ECHANDO DE MENOS (Y DE MÁS)
Hace unos días vino B., que a veces parece un poco tonto, pero que no lo es en absoluto, y me dijo:
_ Estoy enfadado contigo
_ ¿Y eso? –yo, ante estas declaraciones de amor, reacciono con normalidad. Trabajo con adolescentes. SIEMPRE hay alguien rebotado conmigo.
_ Te has llevado a M. , y no me has dicho nada
_ No me lo he llevado –corrijo- lo hemos metido en un internado – es verdad, desde hace un mes, está felizmente internado con una congregación de curas. Dicen que es la sensación del internado – y sabes que es por su bien.
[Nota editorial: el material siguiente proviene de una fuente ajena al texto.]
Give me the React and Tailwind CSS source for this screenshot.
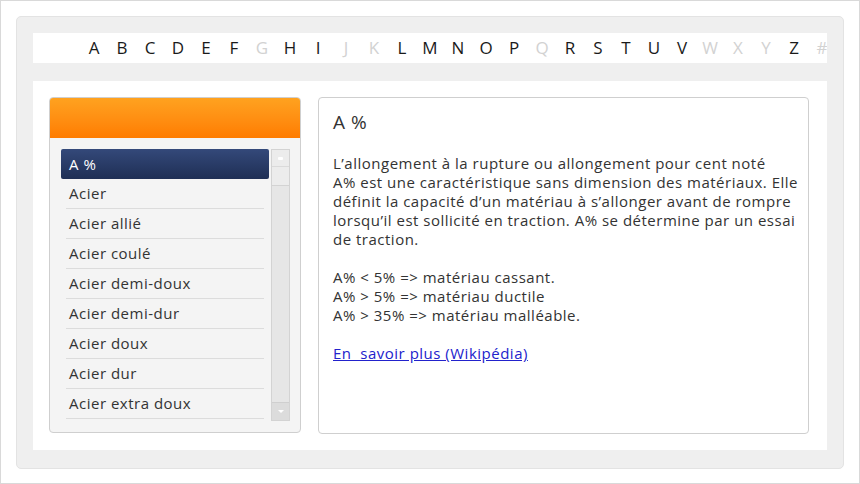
const letters = [
  ['A', 1], ['B', 1], ['C', 1], ['D', 1], ['E', 1], ['F', 1], ['G', 0], ['H', 1], ['I', 1],
  ['J', 0], ['K', 0], ['L', 1], ['M', 1], ['N', 1], ['O', 1], ['P', 1], ['Q', 0], ['R', 1],
  ['S', 1], ['T', 1], ['U', 1], ['V', 1], ['W', 0], ['X', 0], ['Y', 0], ['Z', 1], ['#', 0],
]

const items = [
  'Acier',
  'Acier allié',
  'Acier coulé',
  'Acier demi-doux',
  'Acier demi-dur',
  'Acier doux',
  'Acier dur',
  'Acier extra doux',
]

export default function App() {
  return (
    <div className="w-[860px] h-[484px] bg-white border border-[#d9d9d9] p-[15px] font-['Open_Sans',sans-serif] text-[#333]">
      <div className="h-[453px] bg-[#efefef] border border-[#e3e3e3] rounded-[5px] px-[16px] pt-[16px]">
        {/* alphabet bar */}
        <div className="h-[30px] bg-white flex items-center pl-[47px] overflow-hidden">
          {letters.map(([l, on]) => (
            <span
              key={l}
              className={`w-[28px] shrink-0 text-center text-[17px] ${on ? 'text-[#1a1a1a]' : 'text-[#d2d2d2]'}`}
            >
              {l}
            </span>
          ))}
        </div>

        {/* content */}
        <div className="mt-[18px] h-[369px] bg-white flex gap-[17px] px-[16px] pt-[16px]">
          {/* left list panel */}
          <div className="w-[252px] h-[336px] rounded-[4px] border border-[#cfcfcf] bg-[#f4f4f4] flex flex-col overflow-hidden">
            <div className="h-[40px] bg-gradient-to-b from-[#ffa21f] to-[#ff7c00]" />
            <div className="flex pl-[11px] pt-[11px] gap-[2px]">
              <div className="w-[208px] text-[15px] tracking-[0.5px]">
                <div className="h-[30px] bg-gradient-to-b from-[#34497a] to-[#1f2f55] rounded-[2px] flex items-center pl-[8px] text-white">
                  A %
                </div>
                {items.map((it) => (
                  <div key={it} className="h-[30px] mx-[5px] border-b border-[#dcdcdc] flex items-center pl-[3px] text-[#333]">
                    {it}
                  </div>
                ))}
              </div>
              <div className="w-[19px] h-[272px] bg-[#e6e6e6] border border-[#d3d3d3] flex flex-col justify-between">
                <div className="h-[36px] bg-[#ececec] border-b border-[#d3d3d3] flex flex-col">
                  <div className="h-[17px] flex items-center justify-center border-b border-[#dadada]">
                    <span className="w-[5px] h-[3px] bg-white rounded-[1px]" />
                  </div>
                </div>
                <div className="h-[18px] bg-[#dcdcdc] border-t border-[#cfcfcf] flex items-center justify-center">
                  <span className="w-0 h-0 border-l-[3px] border-r-[3px] border-t-[3px] border-l-transparent border-r-transparent border-t-white" />
                </div>
              </div>
            </div>
          </div>

          {/* right definition panel */}
          <div className="w-[491px] h-[337px] rounded-[4px] border border-[#cfcfcf] bg-white pl-[14px] pr-[6px] pt-[12px] text-[#333] text-[15px] leading-[19px] tracking-[0.5px]">
            <h2 className="text-[19px] leading-[24px]">A %</h2>
            <p className="mt-[20px]">
              L’allongement à la rupture ou allongement pour cent noté<br />
              A% est une caractéristique sans dimension des matériaux. Elle<br />
              définit la capacité d’un matériau à s’allonger avant de rompre<br />
              lorsqu’il est sollicité en traction. A% se détermine par un essai<br />
              de traction.
            </p>
            <p className="mt-[19px]">
              A% &lt; 5% =&gt; matériau cassant.<br />
              A% &gt; 5% =&gt; matériau ductile<br />
              A% &gt; 35% =&gt; matériau malléable.
            </p>
            <a href="#" className="block mt-[19px] text-[#2222cc] underline">
              En&nbsp; savoir plus (Wikipédia)
            </a>
          </div>
        </div>
      </div>
    </div>
  )
}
_ Ya, pero no me habías dicho nada
_ Lo siento –concedo
_ Y lo echo de menos
Y ahí sí no puedo ayudarle. Yo también lo echo de menos, pero estoy infinitamente contenta de que hayamos encontrado una solución que lo ha apartado de las calles y de su madre. Porque en los últimos meses, M. se había convertido también en la sensación del barrio, la mascota de todos los macarras.
En vez de venir al cole, se iba a pedir limosna a los minibuses. Hasta ahí, pues normal. Nuestra Santa Infancia tiene una tendencia natural a pedir (y a necesitar) limosna. Yo intenté combatir el instinto:
_ M., tienes que venir a clase. La calle es peligrosa. Para los macarras eres como un cachorro, y te abandonarán cuando crezcas – es verdad. La gente le toma cariño a los niños pequeños y, cuando crecen, los mandan a tomar por saco. Este año era el turno de M. como Niño Gracioso. Como la presidencia de la Unión Europea, el título de Niño Gracioso caduca más o menos a los seis meses.
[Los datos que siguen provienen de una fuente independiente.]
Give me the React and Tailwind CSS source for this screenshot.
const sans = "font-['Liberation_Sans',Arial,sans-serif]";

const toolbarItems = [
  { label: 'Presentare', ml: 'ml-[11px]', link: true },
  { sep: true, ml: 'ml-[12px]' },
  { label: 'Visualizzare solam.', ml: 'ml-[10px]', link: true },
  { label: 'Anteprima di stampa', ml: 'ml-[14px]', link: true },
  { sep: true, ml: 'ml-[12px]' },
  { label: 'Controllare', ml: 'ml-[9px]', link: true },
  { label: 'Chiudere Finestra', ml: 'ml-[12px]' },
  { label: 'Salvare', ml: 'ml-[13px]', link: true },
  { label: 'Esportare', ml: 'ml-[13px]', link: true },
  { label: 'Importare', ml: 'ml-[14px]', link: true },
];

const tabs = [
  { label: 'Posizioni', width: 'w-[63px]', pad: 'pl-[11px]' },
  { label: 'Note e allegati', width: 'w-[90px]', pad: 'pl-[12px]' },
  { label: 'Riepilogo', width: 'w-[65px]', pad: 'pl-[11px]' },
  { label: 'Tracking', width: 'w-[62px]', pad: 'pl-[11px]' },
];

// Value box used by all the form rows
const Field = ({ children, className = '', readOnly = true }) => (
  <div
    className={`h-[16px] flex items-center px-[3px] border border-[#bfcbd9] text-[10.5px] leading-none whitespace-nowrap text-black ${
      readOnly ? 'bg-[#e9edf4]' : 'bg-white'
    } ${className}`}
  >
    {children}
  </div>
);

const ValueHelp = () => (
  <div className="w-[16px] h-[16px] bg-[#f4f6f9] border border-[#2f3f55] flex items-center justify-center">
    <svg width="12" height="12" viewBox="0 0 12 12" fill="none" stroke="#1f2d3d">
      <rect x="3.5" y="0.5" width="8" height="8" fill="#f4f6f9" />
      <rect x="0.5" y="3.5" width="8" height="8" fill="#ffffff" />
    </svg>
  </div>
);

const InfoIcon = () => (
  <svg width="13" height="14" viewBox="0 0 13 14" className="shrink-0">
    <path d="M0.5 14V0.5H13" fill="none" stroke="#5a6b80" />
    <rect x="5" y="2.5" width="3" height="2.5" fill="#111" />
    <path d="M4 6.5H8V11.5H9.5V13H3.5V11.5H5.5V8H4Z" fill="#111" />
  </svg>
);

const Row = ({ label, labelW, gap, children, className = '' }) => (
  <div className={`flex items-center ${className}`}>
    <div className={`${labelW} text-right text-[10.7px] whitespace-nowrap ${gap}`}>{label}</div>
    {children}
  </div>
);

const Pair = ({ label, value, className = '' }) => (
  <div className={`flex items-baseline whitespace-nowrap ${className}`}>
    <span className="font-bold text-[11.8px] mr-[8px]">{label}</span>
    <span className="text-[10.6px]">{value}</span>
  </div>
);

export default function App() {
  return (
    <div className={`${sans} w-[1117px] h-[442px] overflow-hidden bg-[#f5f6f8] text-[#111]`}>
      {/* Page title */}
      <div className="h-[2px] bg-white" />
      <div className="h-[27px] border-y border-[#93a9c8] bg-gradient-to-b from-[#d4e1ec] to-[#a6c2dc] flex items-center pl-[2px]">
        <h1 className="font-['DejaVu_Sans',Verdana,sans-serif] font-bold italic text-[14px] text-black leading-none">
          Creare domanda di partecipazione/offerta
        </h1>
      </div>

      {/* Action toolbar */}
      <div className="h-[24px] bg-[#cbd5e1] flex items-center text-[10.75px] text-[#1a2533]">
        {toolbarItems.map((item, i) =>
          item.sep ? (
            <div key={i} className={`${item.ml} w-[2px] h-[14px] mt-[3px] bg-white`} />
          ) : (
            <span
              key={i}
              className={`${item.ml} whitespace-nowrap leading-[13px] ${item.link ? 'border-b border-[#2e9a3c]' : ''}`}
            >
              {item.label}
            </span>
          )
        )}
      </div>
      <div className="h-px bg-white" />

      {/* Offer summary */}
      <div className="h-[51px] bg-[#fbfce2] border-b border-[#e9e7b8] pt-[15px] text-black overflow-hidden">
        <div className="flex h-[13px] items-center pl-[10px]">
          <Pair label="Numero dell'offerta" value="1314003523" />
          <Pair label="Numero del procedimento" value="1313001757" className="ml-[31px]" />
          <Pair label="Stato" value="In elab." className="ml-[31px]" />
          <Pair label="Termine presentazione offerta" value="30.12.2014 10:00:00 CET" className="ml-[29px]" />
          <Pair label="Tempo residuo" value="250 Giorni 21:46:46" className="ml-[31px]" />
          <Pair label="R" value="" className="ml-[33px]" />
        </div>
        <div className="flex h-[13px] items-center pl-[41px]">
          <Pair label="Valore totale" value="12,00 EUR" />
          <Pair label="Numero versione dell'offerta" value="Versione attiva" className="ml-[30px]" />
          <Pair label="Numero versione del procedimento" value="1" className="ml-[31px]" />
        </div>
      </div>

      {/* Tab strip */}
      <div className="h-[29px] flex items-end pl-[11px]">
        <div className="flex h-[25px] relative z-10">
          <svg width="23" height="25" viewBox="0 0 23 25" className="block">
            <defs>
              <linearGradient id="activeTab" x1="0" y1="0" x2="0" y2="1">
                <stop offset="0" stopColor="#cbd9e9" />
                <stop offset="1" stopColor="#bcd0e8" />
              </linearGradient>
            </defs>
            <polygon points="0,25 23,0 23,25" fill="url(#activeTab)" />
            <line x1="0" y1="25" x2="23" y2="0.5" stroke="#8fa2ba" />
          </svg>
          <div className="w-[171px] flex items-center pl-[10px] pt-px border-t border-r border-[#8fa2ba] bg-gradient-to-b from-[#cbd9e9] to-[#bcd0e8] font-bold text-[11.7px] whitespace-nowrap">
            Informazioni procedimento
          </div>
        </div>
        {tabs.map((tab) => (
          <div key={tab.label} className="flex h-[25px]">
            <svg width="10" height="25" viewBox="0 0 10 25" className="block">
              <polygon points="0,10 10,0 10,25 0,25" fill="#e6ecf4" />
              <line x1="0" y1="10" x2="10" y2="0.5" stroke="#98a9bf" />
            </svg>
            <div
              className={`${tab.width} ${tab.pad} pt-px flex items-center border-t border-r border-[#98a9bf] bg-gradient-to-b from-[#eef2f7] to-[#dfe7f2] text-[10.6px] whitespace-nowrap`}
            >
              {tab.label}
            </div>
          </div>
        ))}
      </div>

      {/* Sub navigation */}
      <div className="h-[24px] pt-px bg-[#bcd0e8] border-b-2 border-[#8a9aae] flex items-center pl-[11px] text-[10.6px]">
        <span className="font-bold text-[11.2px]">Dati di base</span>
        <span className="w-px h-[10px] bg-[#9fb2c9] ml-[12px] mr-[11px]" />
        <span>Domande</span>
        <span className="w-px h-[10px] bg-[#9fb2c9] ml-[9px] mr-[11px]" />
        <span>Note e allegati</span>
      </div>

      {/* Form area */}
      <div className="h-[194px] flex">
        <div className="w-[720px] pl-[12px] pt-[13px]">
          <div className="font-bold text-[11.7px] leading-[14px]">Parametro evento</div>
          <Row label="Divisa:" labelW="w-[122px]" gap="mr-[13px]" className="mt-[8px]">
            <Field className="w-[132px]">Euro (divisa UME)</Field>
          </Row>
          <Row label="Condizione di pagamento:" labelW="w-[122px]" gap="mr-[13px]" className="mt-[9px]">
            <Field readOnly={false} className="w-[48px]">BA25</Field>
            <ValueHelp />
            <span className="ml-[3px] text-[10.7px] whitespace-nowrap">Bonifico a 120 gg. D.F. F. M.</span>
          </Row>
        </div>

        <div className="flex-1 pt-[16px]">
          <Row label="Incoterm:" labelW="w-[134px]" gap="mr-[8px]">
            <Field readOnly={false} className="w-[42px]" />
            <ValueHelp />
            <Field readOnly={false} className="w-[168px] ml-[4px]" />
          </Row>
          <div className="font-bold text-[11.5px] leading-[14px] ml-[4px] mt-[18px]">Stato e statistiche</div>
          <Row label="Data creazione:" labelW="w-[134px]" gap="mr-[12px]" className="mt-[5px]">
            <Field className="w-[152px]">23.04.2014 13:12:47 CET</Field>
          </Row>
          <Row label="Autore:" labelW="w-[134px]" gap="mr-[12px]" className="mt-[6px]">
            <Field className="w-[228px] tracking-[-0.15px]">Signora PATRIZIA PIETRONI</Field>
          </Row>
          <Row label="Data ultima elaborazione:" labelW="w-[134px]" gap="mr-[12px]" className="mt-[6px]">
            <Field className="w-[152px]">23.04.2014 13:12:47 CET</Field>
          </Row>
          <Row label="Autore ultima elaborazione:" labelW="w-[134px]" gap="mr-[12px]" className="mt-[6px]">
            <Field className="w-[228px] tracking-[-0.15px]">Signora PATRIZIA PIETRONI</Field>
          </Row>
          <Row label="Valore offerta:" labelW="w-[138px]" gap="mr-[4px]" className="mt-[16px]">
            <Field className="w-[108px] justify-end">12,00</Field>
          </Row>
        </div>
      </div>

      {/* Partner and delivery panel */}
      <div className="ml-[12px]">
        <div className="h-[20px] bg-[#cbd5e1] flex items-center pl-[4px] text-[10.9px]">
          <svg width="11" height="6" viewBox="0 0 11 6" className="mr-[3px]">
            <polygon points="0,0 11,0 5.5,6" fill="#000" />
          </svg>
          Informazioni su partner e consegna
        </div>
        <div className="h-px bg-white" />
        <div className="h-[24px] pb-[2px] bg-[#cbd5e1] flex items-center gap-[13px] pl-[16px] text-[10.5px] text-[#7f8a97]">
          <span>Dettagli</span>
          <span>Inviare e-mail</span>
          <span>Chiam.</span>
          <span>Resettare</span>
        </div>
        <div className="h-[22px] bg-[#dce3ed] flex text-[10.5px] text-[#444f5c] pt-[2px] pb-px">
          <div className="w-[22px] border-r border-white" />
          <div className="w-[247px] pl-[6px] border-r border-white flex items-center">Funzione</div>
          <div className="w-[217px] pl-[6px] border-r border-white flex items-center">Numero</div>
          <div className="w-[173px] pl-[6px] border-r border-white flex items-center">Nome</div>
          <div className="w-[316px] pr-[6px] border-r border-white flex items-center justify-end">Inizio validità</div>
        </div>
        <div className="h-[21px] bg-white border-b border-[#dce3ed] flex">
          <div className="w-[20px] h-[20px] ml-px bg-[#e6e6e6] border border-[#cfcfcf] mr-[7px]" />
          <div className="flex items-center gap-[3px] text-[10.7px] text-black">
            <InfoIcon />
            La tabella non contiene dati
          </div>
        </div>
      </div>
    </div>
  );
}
_ Además, -proseguí-, te estás jugando la vida por unos céntimos de nada – la efectividad de sus actos puede ser un concepto difícil para un niño de seis años, pero no imposible – porque, ayer, al final, ¿cuánto dinero recogiste?
M., baja los ojos. Evita siempre el contacto visual, para regocijo de las que nos empapamos de manuales de psicología evolutiva. Se lleva la mano al bolsillo, cuenta, y me comunica:
_ Ciento cincuenta birr
Coño pelota. Eso es una pasta.
_ Un señor me dio cien birr, y los otros cincuenta me los dio otra gente. Además, una señora me dio ropa nueva y zapatos.
Y, mientras miraba a nuestro pequeño Huckleberry Finn, vestido más limpio que en todos los días de su vida, me di cuenta de que el problema era serio. Si yo fuera él, y cada día me encontrara ciento cincuenta birr, más ropa, más zapatos, con las narices que iba yo al colegio.
Y así procedimos a buscarle un internado en el campo. Y, con mucha ayuda de mucha gente, lo encontramos.
Lo echo de menos. Los macarras del barrio me preguntan por él. También ellos lo echan de menos. Luego me he enterado de que es porque el pequeño M. les pagaba la comida con lo que sacaba mendigando. Desde que se fue, no han vuelto a comer caliente.